Saturday, February 28, 2009

3 months

I'm not sure if it's because I'm sleep deprived or if there's something wrong with me, but I really don't have anything nice to say. Just a lot of depressing thoughts that will stay in my paper journal.

Everyone told me to prepare for the worst with this job-- to expect to be hated by my kids by my third month. When I imagined the worst, I forgot to include the notion that these kids are all I know. They're my best friends. My worst enemies. The little sisters I never wanted.

It used to feel like "home" was at my time off house, but now it's in my tent. My time off house and everything outside of the woods feels foreign. I'd been seeing a guy who works at another camp since I started this job, and as awesome of a guy as he is, I feel so emotionally drained by the end of the week that I can't really do my part to make a relationship work. We get together, and we say "let's not talk about work"... and then we're both rendered silent.

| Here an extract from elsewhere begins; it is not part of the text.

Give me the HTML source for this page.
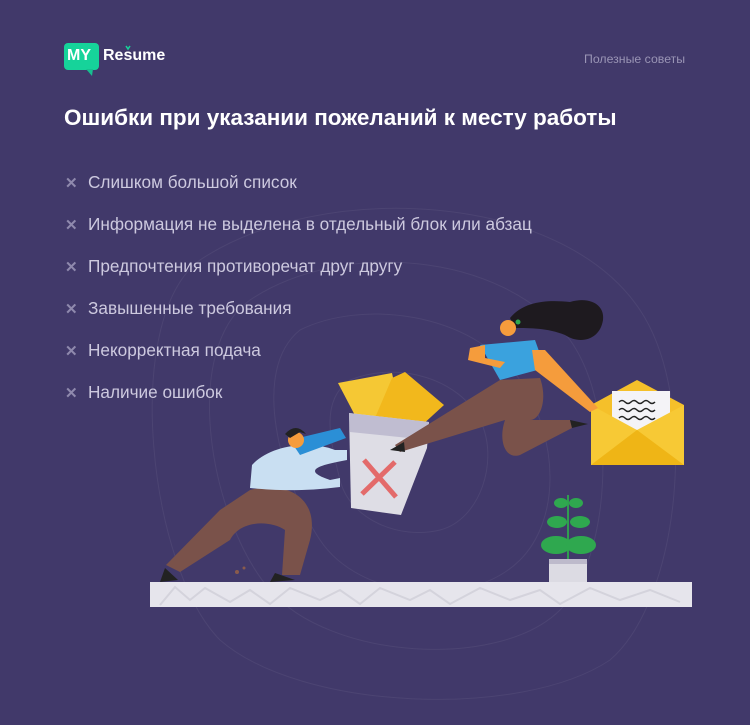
<!DOCTYPE html>
<html><head><meta charset="utf-8"><style>
body{margin:0;width:750px;height:725px;background:#41396a;font-family:"Liberation Sans",sans-serif;position:relative;overflow:hidden}
.a{position:absolute;white-space:nowrap}
.li{position:absolute;left:65px;font-size:17.2px;color:#cdc9df}
.li b{color:#8f89ad;font-weight:bold;display:inline-block;width:23px;font-size:15px}
</style></head><body>
<svg class="a" style="left:0;top:0" width="750" height="725">
<g fill="none" stroke="rgba(255,255,255,0.06)" stroke-width="1">
<path d="M300 330 C360 300 470 310 520 380 C560 440 560 520 520 560 C470 610 360 600 320 540 C280 480 250 370 300 330Z"/>
<path d="M250 300 C340 240 500 250 570 340 C620 410 610 560 560 610 C500 670 330 660 270 590 C210 520 180 350 250 300Z"/>
<path d="M200 260 C320 180 560 190 640 310 C700 400 680 600 610 660 C520 720 300 710 220 640 C150 570 120 320 200 260Z"/>
<path d="M350 380 C400 360 460 380 480 420 C500 460 480 520 440 530 C400 540 350 520 340 480 C330 440 320 400 350 380Z"/>
</g>
<rect x="64" y="43" width="35" height="27" rx="4" fill="#16d39a"/>
<path d="M86 69 L92 76 L93 69Z" fill="#16c090"/>
<path d="M126 46 L128 49 L130 46" stroke="#16d39a" stroke-width="1.5" fill="none"/>
<rect x="150" y="582" width="542" height="25" fill="#e6e5ec"/>
<g stroke="#d4d3dc" stroke-width="2" fill="none"><path d="M160 605 L175 587 L190 600 L205 588 L230 602 L250 590 L270 604 L290 588 L320 600 L340 590 L360 604 L380 588 L410 600 L430 590 L450 604 L480 588 L510 600 L540 590 L560 604 L590 588 L620 600 L650 590 L680 602"/></g>
<rect x="549" y="559" width="38" height="23" fill="#dcdbe3"/><rect x="549" y="559" width="38" height="5" fill="#bdbacb"/>
<path d="M568 559 L568 495" stroke="#2f9e4f" stroke-width="2"/>
<g fill="#2fa84f"><ellipse cx="556" cy="545" rx="15" ry="9"/><ellipse cx="581" cy="545" rx="15" ry="9"/><ellipse cx="557" cy="522" rx="10" ry="6"/><ellipse cx="580" cy="522" rx="10" ry="6"/><ellipse cx="561" cy="503" rx="7" ry="5"/><ellipse cx="576" cy="503" rx="7" ry="5"/></g>
<path d="M591 405 L637 380 L684 405 L684 465 L591 465Z" fill="#f5c02a"/>
<rect x="612" y="391" width="58" height="40" fill="#f4f3f7"/>
<g stroke="#222" stroke-width="1.5" fill="none"><path d="M619 402 q3 -3 6 0 t6 0 t6 0 t6 0 t6 0 t6 0"/><path d="M619 410 q3 -3 6 0 t6 0 t6 0 t6 0 t6 0 t6 0"/><path d="M619 418 q3 -3 6 0 t6 0 t6 0 t6 0 t6 0 t6 0"/></g>
<path d="M591 405 L637 430 L684 405 L684 465 L591 465Z" fill="#f7c935"/>
<path d="M591 465 L637 430 L684 465Z" fill="#efb516"/>
<path d="M338 383 L392 373 L400 410 L360 425Z" fill="#f5c834"/>
<path d="M392 378 L405 372 L444 405 L420 427 L372 425Z" fill="#f2b81c"/>
<path d="M349 413 L429 422 L427 448 L401 515 L351 508Z" fill="#dedde5"/>
<path d="M349 413 L429 422 L428 440 L350 432Z" fill="#c0bdd1"/>
<path d="M364 460 L396 497 M395 462 L362 494" stroke="#e36a6a" stroke-width="5"/>
<path d="M250 490 C290 480 320 500 310 540 L300 575 L282 575 L285 530 C270 520 240 520 230 540 L180 572 L166 565 L220 510Z" fill="#7a524a"/>
<path d="M165 568 L178 580 L160 582Z M275 573 L295 580 L270 582Z" fill="#222"/>
<path d="M252 465 C270 445 310 440 335 450 L347 450 L347 460 C320 465 300 470 330 480 L340 478 L340 487 C300 492 270 490 250 488Z" fill="#c9dff2"/>
<path d="M290 440 L340 428 L346 438 L300 455Z" fill="#2b8fd6"/>
<circle cx="296" cy="440" r="8" fill="#f59c3c"/><path d="M285 434 Q296 422 306 434 L300 432 L290 438Z" fill="#222"/>
<circle cx="237" cy="572" r="2" fill="#8a5b4c"/><circle cx="244" cy="568" r="1.5" fill="#8a5b4c"/>
<path d="M510 318 C525 300 550 300 570 302 C590 296 605 305 603 320 C600 340 580 345 565 335 C548 328 530 328 515 328Z" fill="#1e1a1f"/>
<circle cx="508" cy="328" r="8" fill="#f59c3c"/><circle cx="518" cy="322" r="2.5" fill="#2fa84f"/>
<path d="M480 345 L535 340 L545 368 L500 380 Z" fill="#3aa2de"/>
<path d="M470 348 L485 345 L485 358 L505 362 L500 368 L468 360Z" fill="#f59c3c"/>
<path d="M532 350 L545 350 L598 408 L590 412 L535 370Z" fill="#f59c3c"/>
<path d="M500 380 L540 378 C548 400 540 420 530 420 L570 420 L572 428 L520 455 C505 460 498 440 505 420 L400 452 L395 445Z" fill="#7a524a"/>
<path d="M390 450 L404 442 L405 452Z M570 420 L588 424 L572 428Z" fill="#222"/>
</svg>
<div class="a" style="left:67px;top:47px;font-size:16px;font-weight:bold;color:#fff">MY</div>
<div class="a" style="left:103px;top:47px;font-size:16px;font-weight:bold;color:#fff">Resume</div>
<div class="a" style="left:584px;top:52px;font-size:12.3px;color:#9a95b5">Полезные советы</div>
<div class="a" style="left:64px;top:105px;font-size:22.5px;font-weight:bold;color:#fff">Ошибки при указании пожеланий к месту работы</div>
<div class="li" style="top:172px"><b>✕</b>Слишком большой список</div>
<div class="li" style="top:214px"><b>✕</b>Информация не выделена в отдельный блок или абзац</div>
<div class="li" style="top:256px"><b>✕</b>Предпочтения противоречат друг другу</div>
<div class="li" style="top:298px"><b>✕</b>Завышенные требования</div>
<div class="li" style="top:340px"><b>✕</b>Некорректная подача</div>
<div class="li" style="top:382px"><b>✕</b>Наличие ошибок</div>
</body></html>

Somehow I just feel lonely.

Welp, I gotta wake up in about 6 hours and head back into the woods. Now is the time when I should stop thinking about myself and focus on how I can help my kids... so here's a little pick-me-up pep talk


"First it is a challenge. Secondly you have to learn to prepare meticulously, for your life may depend on the thoroughness and extent of your planning. You have to get off your tail and spur yourself to get going. You have to leave your comfortable slot and go out where things are rough. You have to push into the background the worry of the less likely hazards and make some bold judgements about the more probable ones.

You learn not to be frightened by fear. You discover what a fine piece of machinery the human body is and that it can take a tremendous amount of stress before it breaks down. You learn to make decisions and gradually you find your make fewer and fewer mistakes. Your confidence grows and you discover human resources which are ready to be called upon in time of future crises. You learn something about human frailties and develop sympathy for those weaker or less competent than yourself’; you learn to make a team out of group of individuals.

Adventurous experiences out-of-doors are perceived to kindle the enthusiasm of the young, to develop their concern for others, for their community and for the environment. Such experiences provide the means of self-discovery, self-expression and enjoyment which are at once both stimulating and fulfilling.

It thus emerges that, for young people and adults alike, Outdoor Adventure is perceived as a vehicle for building values and ideals, for developing creativity and enterprise, for enhancing a sense of citizenship, and for widening physical and spiritual horizons.”